▶ THE REQUEST: Would you write out the listing verbatim and skip every picture in it?

# DATA SHOWN start

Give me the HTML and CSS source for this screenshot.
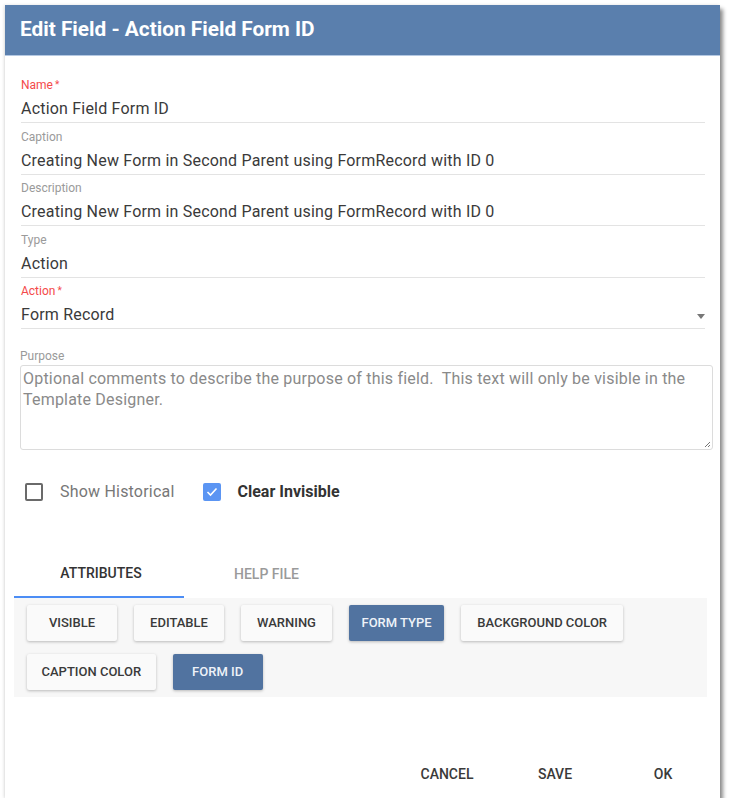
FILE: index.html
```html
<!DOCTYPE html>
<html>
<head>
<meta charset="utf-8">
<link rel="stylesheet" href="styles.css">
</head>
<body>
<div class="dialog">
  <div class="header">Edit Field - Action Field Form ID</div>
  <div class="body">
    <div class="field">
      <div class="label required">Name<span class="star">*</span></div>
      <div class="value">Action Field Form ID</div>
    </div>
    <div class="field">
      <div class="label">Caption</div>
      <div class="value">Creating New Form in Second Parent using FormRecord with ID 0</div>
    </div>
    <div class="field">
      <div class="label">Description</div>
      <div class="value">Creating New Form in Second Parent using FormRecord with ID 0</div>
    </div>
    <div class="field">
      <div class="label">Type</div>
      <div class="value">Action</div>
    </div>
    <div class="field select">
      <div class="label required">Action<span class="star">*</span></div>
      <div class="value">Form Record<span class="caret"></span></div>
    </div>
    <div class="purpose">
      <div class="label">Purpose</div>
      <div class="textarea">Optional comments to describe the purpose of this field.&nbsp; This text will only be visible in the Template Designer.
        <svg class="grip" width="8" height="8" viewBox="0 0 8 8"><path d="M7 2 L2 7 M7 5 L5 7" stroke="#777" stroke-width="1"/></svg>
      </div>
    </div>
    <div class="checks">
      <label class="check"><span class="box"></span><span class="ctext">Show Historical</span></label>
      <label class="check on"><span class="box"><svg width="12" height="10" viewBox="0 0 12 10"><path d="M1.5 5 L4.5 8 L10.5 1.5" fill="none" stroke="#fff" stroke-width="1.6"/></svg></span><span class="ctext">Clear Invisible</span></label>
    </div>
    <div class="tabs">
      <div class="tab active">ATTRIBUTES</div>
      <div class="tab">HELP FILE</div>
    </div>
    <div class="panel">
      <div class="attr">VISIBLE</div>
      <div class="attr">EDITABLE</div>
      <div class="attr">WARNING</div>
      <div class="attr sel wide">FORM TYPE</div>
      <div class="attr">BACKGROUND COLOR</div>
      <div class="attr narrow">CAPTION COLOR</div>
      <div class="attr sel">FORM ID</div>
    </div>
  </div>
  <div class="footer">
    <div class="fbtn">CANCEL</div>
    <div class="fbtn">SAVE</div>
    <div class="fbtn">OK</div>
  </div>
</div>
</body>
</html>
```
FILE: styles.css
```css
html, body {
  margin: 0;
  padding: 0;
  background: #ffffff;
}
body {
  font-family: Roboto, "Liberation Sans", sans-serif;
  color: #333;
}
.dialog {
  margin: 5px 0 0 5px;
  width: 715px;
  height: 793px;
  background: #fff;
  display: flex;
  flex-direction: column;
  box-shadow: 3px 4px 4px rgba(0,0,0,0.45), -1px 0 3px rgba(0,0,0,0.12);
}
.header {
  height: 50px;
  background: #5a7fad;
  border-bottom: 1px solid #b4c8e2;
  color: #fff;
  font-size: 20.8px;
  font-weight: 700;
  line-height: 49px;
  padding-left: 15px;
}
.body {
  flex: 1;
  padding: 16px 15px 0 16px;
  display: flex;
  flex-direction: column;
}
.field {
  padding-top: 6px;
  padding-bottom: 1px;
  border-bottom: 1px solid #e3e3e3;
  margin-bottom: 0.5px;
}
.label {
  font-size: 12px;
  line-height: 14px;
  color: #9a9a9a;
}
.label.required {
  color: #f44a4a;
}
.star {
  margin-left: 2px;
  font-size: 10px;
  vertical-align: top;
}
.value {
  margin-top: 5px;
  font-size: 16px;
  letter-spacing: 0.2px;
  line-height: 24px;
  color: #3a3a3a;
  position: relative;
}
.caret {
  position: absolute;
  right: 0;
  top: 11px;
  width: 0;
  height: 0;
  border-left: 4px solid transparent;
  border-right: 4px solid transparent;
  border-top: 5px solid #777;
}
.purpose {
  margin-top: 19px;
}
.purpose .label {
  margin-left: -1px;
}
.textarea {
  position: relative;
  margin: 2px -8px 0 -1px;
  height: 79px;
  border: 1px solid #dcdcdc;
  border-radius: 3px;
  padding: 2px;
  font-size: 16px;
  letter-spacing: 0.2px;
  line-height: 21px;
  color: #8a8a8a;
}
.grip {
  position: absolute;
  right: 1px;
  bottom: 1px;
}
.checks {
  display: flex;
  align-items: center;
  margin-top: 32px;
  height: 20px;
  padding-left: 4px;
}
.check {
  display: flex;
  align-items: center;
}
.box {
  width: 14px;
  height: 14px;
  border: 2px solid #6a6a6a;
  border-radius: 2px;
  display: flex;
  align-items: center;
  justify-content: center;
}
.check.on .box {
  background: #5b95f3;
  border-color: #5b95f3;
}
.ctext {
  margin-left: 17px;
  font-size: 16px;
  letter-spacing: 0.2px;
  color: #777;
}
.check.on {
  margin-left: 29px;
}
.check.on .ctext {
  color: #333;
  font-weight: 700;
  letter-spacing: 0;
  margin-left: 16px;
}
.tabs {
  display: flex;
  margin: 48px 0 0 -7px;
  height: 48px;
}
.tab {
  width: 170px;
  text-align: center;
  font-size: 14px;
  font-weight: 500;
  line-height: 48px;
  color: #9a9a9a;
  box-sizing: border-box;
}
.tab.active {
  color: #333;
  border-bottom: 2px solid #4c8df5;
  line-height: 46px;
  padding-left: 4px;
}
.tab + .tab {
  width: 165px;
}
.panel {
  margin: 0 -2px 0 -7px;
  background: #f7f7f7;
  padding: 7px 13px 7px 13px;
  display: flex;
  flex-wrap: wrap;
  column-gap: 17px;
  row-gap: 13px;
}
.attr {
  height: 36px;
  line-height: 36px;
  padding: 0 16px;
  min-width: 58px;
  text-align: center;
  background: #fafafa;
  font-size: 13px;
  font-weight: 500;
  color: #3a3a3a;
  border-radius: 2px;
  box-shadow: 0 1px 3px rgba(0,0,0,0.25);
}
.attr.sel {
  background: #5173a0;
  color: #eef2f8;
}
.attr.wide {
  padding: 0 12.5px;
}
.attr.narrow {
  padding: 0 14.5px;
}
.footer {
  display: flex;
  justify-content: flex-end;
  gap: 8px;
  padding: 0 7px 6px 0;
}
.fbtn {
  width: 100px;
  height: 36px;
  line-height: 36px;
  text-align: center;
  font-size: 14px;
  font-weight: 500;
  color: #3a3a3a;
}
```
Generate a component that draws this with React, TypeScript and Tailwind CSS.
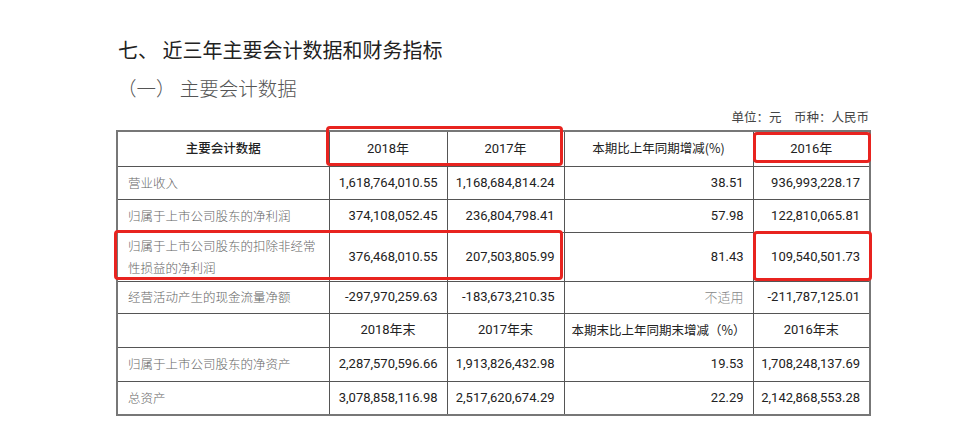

# DATA SHOWN end

▶ SOLVED PROBLEM:
Give me the HTML and CSS source for this screenshot.
FILE: index.html
```html
<!DOCTYPE html>
<html>
<head>
<meta charset="utf-8">
<link rel="stylesheet" href="styles.css">
</head>
<body>
<div class="dialog">
  <div class="header">Edit Field - Action Field Form ID</div>
  <div class="body">
    <div class="field">
      <div class="label required">Name<span class="star">*</span></div>
      <div class="value">Action Field Form ID</div>
    </div>
    <div class="field">
      <div class="label">Caption</div>
      <div class="value">Creating New Form in Second Parent using FormRecord with ID 0</div>
    </div>
    <div class="field">
      <div class="label">Description</div>
      <div class="value">Creating New Form in Second Parent using FormRecord with ID 0</div>
    </div>
    <div class="field">
      <div class="label">Type</div>
      <div class="value">Action</div>
    </div>
    <div class="field select">
      <div class="label required">Action<span class="star">*</span></div>
      <div class="value">Form Record<span class="caret"></span></div>
    </div>
    <div class="purpose">
      <div class="label">Purpose</div>
      <div class="textarea">Optional comments to describe the purpose of this field.&nbsp; This text will only be visible in the Template Designer.
        <svg class="grip" width="8" height="8" viewBox="0 0 8 8"><path d="M7 2 L2 7 M7 5 L5 7" stroke="#777" stroke-width="1"/></svg>
      </div>
    </div>
    <div class="checks">
      <label class="check"><span class="box"></span><span class="ctext">Show Historical</span></label>
      <label class="check on"><span class="box"><svg width="12" height="10" viewBox="0 0 12 10"><path d="M1.5 5 L4.5 8 L10.5 1.5" fill="none" stroke="#fff" stroke-width="1.6"/></svg></span><span class="ctext">Clear Invisible</span></label>
    </div>
    <div class="tabs">
      <div class="tab active">ATTRIBUTES</div>
      <div class="tab">HELP FILE</div>
    </div>
    <div class="panel">
      <div class="attr">VISIBLE</div>
      <div class="attr">EDITABLE</div>
      <div class="attr">WARNING</div>
      <div class="attr sel wide">FORM TYPE</div>
      <div class="attr">BACKGROUND COLOR</div>
      <div class="attr narrow">CAPTION COLOR</div>
      <div class="attr sel">FORM ID</div>
    </div>
  </div>
  <div class="footer">
    <div class="fbtn">CANCEL</div>
    <div class="fbtn">SAVE</div>
    <div class="fbtn">OK</div>
  </div>
</div>
</body>
</html>
```
FILE: styles.css
```css
html, body {
  margin: 0;
  padding: 0;
  background: #ffffff;
}
body {
  font-family: Roboto, "Liberation Sans", sans-serif;
  color: #333;
}
.dialog {
  margin: 5px 0 0 5px;
  width: 715px;
  height: 793px;
  background: #fff;
  display: flex;
  flex-direction: column;
  box-shadow: 3px 4px 4px rgba(0,0,0,0.45), -1px 0 3px rgba(0,0,0,0.12);
}
.header {
  height: 50px;
  background: #5a7fad;
  border-bottom: 1px solid #b4c8e2;
  color: #fff;
  font-size: 20.8px;
  font-weight: 700;
  line-height: 49px;
  padding-left: 15px;
}
.body {
  flex: 1;
  padding: 16px 15px 0 16px;
  display: flex;
  flex-direction: column;
}
.field {
  padding-top: 6px;
  padding-bottom: 1px;
  border-bottom: 1px solid #e3e3e3;
  margin-bottom: 0.5px;
}
.label {
  font-size: 12px;
  line-height: 14px;
  color: #9a9a9a;
}
.label.required {
  color: #f44a4a;
}
.star {
  margin-left: 2px;
  font-size: 10px;
  vertical-align: top;
}
.value {
  margin-top: 5px;
  font-size: 16px;
  letter-spacing: 0.2px;
  line-height: 24px;
  color: #3a3a3a;
  position: relative;
}
.caret {
  position: absolute;
  right: 0;
  top: 11px;
  width: 0;
  height: 0;
  border-left: 4px solid transparent;
  border-right: 4px solid transparent;
  border-top: 5px solid #777;
}
.purpose {
  margin-top: 19px;
}
.purpose .label {
  margin-left: -1px;
}
.textarea {
  position: relative;
  margin: 2px -8px 0 -1px;
  height: 79px;
  border: 1px solid #dcdcdc;
  border-radius: 3px;
  padding: 2px;
  font-size: 16px;
  letter-spacing: 0.2px;
  line-height: 21px;
  color: #8a8a8a;
}
.grip {
  position: absolute;
  right: 1px;
  bottom: 1px;
}
.checks {
  display: flex;
  align-items: center;
  margin-top: 32px;
  height: 20px;
  padding-left: 4px;
}
.check {
  display: flex;
  align-items: center;
}
.box {
  width: 14px;
  height: 14px;
  border: 2px solid #6a6a6a;
  border-radius: 2px;
  display: flex;
  align-items: center;
  justify-content: center;
}
.check.on .box {
  background: #5b95f3;
  border-color: #5b95f3;
}
.ctext {
  margin-left: 17px;
  font-size: 16px;
  letter-spacing: 0.2px;
  color: #777;
}
.check.on {
  margin-left: 29px;
}
.check.on .ctext {
  color: #333;
  font-weight: 700;
  letter-spacing: 0;
  margin-left: 16px;
}
.tabs {
  display: flex;
  margin: 48px 0 0 -7px;
  height: 48px;
}
.tab {
  width: 170px;
  text-align: center;
  font-size: 14px;
  font-weight: 500;
  line-height: 48px;
  color: #9a9a9a;
  box-sizing: border-box;
}
.tab.active {
  color: #333;
  border-bottom: 2px solid #4c8df5;
  line-height: 46px;
  padding-left: 4px;
}
.tab + .tab {
  width: 165px;
}
.panel {
  margin: 0 -2px 0 -7px;
  background: #f7f7f7;
  padding: 7px 13px 7px 13px;
  display: flex;
  flex-wrap: wrap;
  column-gap: 17px;
  row-gap: 13px;
}
.attr {
  height: 36px;
  line-height: 36px;
  padding: 0 16px;
  min-width: 58px;
  text-align: center;
  background: #fafafa;
  font-size: 13px;
  font-weight: 500;
  color: #3a3a3a;
  border-radius: 2px;
  box-shadow: 0 1px 3px rgba(0,0,0,0.25);
}
.attr.sel {
  background: #5173a0;
  color: #eef2f8;
}
.attr.wide {
  padding: 0 12.5px;
}
.attr.narrow {
  padding: 0 14.5px;
}
.footer {
  display: flex;
  justify-content: flex-end;
  gap: 8px;
  padding: 0 7px 6px 0;
}
.fbtn {
  width: 100px;
  height: 36px;
  line-height: 36px;
  text-align: center;
  font-size: 14px;
  font-weight: 500;
  color: #3a3a3a;
}
```
Generate a component that draws this with React, TypeScript and Tailwind CSS.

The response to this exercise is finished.